# DATA SHOWN
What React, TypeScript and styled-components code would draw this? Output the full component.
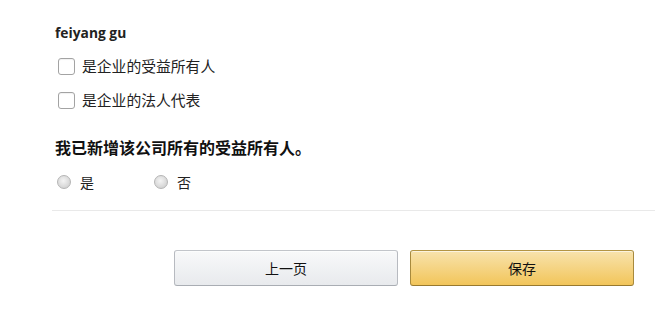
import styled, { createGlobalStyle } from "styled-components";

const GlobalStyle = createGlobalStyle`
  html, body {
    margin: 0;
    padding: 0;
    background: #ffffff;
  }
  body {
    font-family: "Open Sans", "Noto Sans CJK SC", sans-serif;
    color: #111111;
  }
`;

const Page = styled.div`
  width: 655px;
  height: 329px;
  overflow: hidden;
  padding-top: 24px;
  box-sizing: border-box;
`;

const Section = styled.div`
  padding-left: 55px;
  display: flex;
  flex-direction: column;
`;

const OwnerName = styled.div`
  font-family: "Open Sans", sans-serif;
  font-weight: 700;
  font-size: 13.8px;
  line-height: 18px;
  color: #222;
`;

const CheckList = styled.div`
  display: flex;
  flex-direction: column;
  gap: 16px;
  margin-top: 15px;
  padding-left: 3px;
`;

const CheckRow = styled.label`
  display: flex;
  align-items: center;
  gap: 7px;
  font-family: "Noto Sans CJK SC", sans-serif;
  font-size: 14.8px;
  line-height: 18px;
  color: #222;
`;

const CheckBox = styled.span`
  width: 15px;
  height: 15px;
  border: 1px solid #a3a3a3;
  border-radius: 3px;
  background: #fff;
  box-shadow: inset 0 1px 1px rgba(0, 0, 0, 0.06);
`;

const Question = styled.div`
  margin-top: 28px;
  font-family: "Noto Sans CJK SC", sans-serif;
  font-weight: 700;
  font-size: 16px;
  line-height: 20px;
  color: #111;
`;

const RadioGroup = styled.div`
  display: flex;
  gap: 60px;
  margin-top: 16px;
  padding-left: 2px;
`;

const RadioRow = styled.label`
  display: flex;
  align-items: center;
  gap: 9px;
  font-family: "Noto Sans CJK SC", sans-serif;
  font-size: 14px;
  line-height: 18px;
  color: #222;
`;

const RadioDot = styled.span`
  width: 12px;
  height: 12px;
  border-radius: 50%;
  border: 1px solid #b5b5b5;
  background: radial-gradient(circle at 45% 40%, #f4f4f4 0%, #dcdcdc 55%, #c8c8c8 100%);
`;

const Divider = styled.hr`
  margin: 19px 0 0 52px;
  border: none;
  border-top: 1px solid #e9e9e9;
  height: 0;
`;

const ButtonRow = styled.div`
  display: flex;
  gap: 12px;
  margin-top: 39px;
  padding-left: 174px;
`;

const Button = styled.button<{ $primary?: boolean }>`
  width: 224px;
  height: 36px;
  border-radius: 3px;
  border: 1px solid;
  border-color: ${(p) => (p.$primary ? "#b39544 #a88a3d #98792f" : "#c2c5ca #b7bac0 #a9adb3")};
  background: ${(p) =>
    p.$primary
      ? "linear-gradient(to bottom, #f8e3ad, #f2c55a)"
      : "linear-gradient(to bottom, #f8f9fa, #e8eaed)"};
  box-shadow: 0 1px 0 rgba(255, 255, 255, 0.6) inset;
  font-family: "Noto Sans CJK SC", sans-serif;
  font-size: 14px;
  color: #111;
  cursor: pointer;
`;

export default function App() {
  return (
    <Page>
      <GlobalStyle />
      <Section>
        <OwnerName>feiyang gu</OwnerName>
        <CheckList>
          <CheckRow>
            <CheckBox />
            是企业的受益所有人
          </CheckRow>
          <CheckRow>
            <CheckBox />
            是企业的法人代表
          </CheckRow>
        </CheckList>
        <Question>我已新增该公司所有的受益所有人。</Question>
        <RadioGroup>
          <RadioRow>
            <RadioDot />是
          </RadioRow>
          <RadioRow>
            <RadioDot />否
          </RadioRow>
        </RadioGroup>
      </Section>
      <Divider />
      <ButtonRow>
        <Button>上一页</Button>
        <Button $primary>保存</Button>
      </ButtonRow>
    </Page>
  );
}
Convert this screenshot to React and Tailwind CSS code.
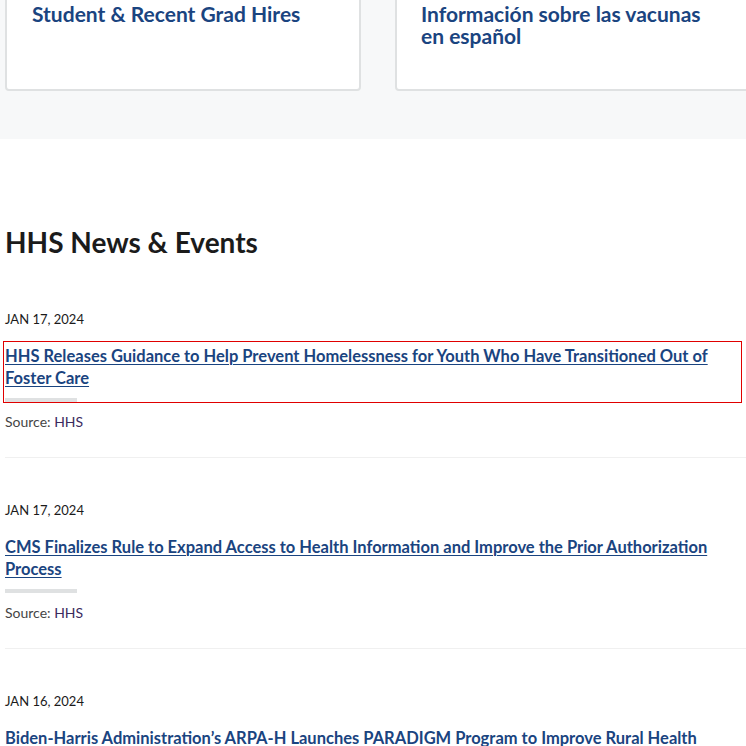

# YOUR GOAL
Read the entries and select each line where the word "this" is found.

# THE RESULT
What React, TypeScript and styled-components code would draw this? Output the full component.
Convert this screenshot to React and Tailwind CSS code.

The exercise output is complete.